At a’Mare, an elegant Italian eatery at Barangaroo, waiters pound basil to make pesto on the restaurant floor and finish the paccheri all’arrabbiata with chilli and olive oil or a little lobster on request. Fish is filleted at the table and for dessert, a fancy gelato station pulls up and diners can choose their own toppings. Pavoni’s other restaurant, Ormeggio, at The Spit on Sydney’s inner harbour, also makes a production of its final course: the meringue on the Amalfi lemon gelato is torched just moments before the first bite.

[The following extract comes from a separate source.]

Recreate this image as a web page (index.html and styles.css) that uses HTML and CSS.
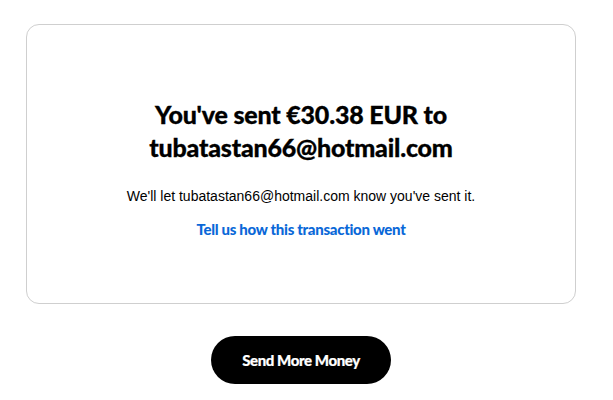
FILE: index.html
```html
<!DOCTYPE html>
<html lang="en">
<head>
<meta charset="utf-8">
<title>Sent</title>
<link rel="stylesheet" href="styles.css">
</head>
<body>
<main class="page">
  <section class="card">
    <h1 class="title">You've sent €30.38 EUR to tubatastan66@hotmail.com</h1>
    <p class="note">We'll let tubatastan66@hotmail.com know you've sent it.</p>
    <a class="feedback" href="#">Tell us how this transaction went</a>
  </section>
  <div class="actions">
    <a class="btn" href="#">Send More Money</a>
  </div>
</main>
</body>
</html>
```
FILE: styles.css
```css
* { box-sizing: border-box; }
html, body { margin: 0; padding: 0; background: #fff; }
body { font-family: "Lato", "Liberation Sans", sans-serif; color: #000; }
.page {
  width: 550px;
  margin: 24px 0 0 26px;
  display: flex;
  flex-direction: column;
  align-items: center;
}
.card {
  width: 550px;
  height: 280px;
  border: 1px solid #cfcfcf;
  border-radius: 13px;
  display: flex;
  flex-direction: column;
  align-items: center;
  padding-top: 73px;
}
.title {
  margin: 0;
  width: 340px;
  text-align: center;
  font-family: "Lato", sans-serif;
  font-weight: 900;
  font-size: 25px;
  line-height: 33px;
  letter-spacing: -0.2px;
  -webkit-text-stroke: 0.3px #000;
}
.note {
  margin: 24px 0 0;
  font-family: "Liberation Sans", Arial, sans-serif;
  font-size: 14px;
  line-height: 16px;
}
.feedback {
  margin-top: 16px;
  font-family: "Lato", sans-serif;
  font-weight: 900;
  font-size: 15px;
  line-height: 18px;
  color: #0a68d8;
  text-decoration: none;
  letter-spacing: -0.3px;
}
.actions { margin-top: 32px; display: flex; justify-content: center; }
.btn {
  width: 180px;
  height: 48px;
  border-radius: 24px;
  background: #000;
  color: #fff;
  display: flex;
  align-items: center;
  justify-content: center;
  font-family: "Lato", sans-serif;
  font-weight: 900;
  font-size: 15px;
  letter-spacing: -0.4px;
  text-decoration: none;
  -webkit-text-stroke: 0.2px #fff;
}
```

For Pavoni, the act of finishing food in the spotlight is about energising his staff as much as his customers. “I wanted the front-of-house staff to learn this skill and showcase it in front of people because when you give someone the gift of an experience, it’s addictive.”
At the newly renovated Vue de Monde in Melbourne, the approximately 15-course dégustation is sprinkled with relaxed, almost affectionate interplays between guests and staff. Perhaps the most enjoyable is towards the end of the meal when diners are led to the kitchen.

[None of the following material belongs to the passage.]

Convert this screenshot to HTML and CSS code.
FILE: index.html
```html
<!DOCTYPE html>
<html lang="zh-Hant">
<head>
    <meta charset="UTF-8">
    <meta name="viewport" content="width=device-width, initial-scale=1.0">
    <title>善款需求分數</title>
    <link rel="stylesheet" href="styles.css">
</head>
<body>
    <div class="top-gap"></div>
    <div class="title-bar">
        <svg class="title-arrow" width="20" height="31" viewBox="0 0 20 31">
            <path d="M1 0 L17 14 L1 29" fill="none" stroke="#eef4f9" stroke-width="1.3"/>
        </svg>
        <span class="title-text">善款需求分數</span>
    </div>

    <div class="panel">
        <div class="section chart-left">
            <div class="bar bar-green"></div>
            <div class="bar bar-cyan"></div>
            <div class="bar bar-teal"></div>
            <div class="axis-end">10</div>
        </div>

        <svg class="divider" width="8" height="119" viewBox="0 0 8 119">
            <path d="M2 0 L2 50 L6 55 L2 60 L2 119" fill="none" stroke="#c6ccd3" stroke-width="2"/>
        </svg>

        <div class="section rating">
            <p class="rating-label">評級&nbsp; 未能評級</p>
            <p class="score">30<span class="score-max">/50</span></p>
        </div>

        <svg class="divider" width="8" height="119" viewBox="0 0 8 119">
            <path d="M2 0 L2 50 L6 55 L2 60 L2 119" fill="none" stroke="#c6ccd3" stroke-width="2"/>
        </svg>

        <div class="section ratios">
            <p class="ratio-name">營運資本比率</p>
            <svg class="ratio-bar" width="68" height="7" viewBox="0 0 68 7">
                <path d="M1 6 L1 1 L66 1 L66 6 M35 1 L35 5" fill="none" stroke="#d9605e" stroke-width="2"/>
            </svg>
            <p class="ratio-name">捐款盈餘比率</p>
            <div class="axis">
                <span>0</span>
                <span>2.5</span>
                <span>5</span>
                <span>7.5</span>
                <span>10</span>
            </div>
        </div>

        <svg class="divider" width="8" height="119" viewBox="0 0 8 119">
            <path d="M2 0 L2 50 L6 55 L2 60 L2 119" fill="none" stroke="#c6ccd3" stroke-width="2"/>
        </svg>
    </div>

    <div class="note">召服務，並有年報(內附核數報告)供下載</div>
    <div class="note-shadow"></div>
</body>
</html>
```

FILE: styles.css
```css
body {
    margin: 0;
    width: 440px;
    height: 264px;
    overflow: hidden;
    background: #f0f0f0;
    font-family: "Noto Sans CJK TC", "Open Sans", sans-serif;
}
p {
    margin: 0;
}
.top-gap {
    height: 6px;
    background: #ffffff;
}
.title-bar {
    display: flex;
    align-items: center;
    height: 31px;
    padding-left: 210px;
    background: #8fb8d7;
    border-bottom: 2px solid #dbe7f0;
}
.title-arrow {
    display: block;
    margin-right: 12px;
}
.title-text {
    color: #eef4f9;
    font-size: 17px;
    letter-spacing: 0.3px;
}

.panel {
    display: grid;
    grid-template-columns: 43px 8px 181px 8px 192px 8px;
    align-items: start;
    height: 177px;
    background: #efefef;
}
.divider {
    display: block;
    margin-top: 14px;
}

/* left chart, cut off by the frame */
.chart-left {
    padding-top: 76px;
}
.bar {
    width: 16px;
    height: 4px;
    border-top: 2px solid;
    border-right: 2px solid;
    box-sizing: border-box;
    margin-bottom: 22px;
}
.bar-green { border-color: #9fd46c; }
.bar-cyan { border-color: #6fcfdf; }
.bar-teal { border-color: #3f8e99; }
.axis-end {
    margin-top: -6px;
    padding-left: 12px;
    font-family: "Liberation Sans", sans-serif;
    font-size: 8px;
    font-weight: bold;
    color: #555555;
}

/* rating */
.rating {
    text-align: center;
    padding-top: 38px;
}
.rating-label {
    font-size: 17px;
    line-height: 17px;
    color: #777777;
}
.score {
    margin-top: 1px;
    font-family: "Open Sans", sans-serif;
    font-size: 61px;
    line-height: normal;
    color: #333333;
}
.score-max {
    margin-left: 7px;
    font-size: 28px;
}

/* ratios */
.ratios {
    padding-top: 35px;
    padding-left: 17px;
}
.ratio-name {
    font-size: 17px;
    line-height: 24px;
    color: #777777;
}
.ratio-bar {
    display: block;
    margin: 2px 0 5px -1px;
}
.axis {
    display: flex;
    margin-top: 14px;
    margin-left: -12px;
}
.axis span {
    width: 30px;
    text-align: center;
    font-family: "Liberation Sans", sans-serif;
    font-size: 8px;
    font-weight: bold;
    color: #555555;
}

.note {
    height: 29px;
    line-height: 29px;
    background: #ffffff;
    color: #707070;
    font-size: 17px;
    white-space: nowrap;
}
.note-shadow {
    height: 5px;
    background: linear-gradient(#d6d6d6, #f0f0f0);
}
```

“Everyone in Melbourne loves the hot jam doughnuts at the Queen Vic Market,” says pastry chef Claire Feij, explaining that the team wanted to bring that very down-to-earth snack to their sky-high restaurant. In the kitchen, guests select from two flavours of filling – Davidson plum, strawberry gum or a mix of the two – before eating the treat hot on the spot as the action carries on around them.
“We like that the guests can have a bit of interaction with our team, making them feel part of things,” says Feij. “Often people come to us for special occasions and they are excited – that energy goes back and forth between the chefs and the guests.”
Where to find a flamboyant dining experience
WA
Fleur
You’ll need to time your booking carefully to enjoy the pomp and ceremony of flambéed crêpe suzette at this popular Perth bistro inside The Royal Hotel, as it’s served on Wednesdays and Thursdays only. Cooked at the table for a light and airy texture, the theatrical moment arrives when the butter, citrus and Grand Marnier sauce is ignited, creating a flambé moment that gives the dish a subtle caramelised flavour.
TAS
Landscape
The elegant restaurant inside Hobart’s Henry Jones Art Hotel is famous for its unmatched collection of John Glover paintings. Now, the presentation of its new cheese trolley course draws diners even further into the artist’s world. Choose from Coal River Farm Blue, Pyengana Cheddar and more – but the showstopper is a girolle of Tête de Moine. A few fluffy pieces of this famous Swiss cheese are dotted onto each plate to look like the clouds in a Glover masterpiece.
VIC
Society
Big, bold gestures are all part of the package at Melbourne’s Society. In the dining room, white-gloved waiters carve salmon en croûte and finish it with a roe beurre blanc, while fragrant steamed mud crab is dressed with pickled daikon, ginger, curry leaves and a smoked bonito broth at the table.
NSW
Saint Peter
Careful and creative preparation is at the heart of everything at Saint Peter, in Sydney’s Paddington, and chef Josh Niland has found a new way to show the story behind it. When you order a dish that includes the restaurant’s fishbone noodles, staff bring out an iPad to play you a detailed video that explains how they’re made. Other tricks include toasting the top of a lemon tart with a brick of charcoal.
The Charles Grand Brasserie & Bar
At this Sydney CBD spot, wait staff assemble steak tartare, fillet flounder, carve and dress the spatchcock pithivier and present a flamboyant dessert trolley featuring an unmissable Russian honey cake.
I Maccheroni
If you’re serving cacio e pepe and not finishing it inside a wheel of cheese, did it really happen? At Woollahra’s I Maccheroni, the core of its spaghettoni version – pasta, parmesan and pepper – is prepared in the kitchen then brought out inside a wheel of pecorino romano. There, the server twists the pasta inside the wheel to coat every strand in an extra layer of cheese.
QLD
The Lex
Despite its Roman-sounding name, Caesar salad was actually invented in Tijuana, Mexico, where it was mixed tableside with a flourish. At The Lex, in W Brisbane, the tradition has been revived, with servers combining the lettuce, croutons and dressing while diners look on.
Brisbane Phoenix
The Brisbane outpost of this classic Sydney restaurant pulls off one of the best Peking ducks in town. As is customary, the bird is presented whole and carved at the table before the first course of duck pancakes and your choice of sang choi bao, fried rice or noodles for round two.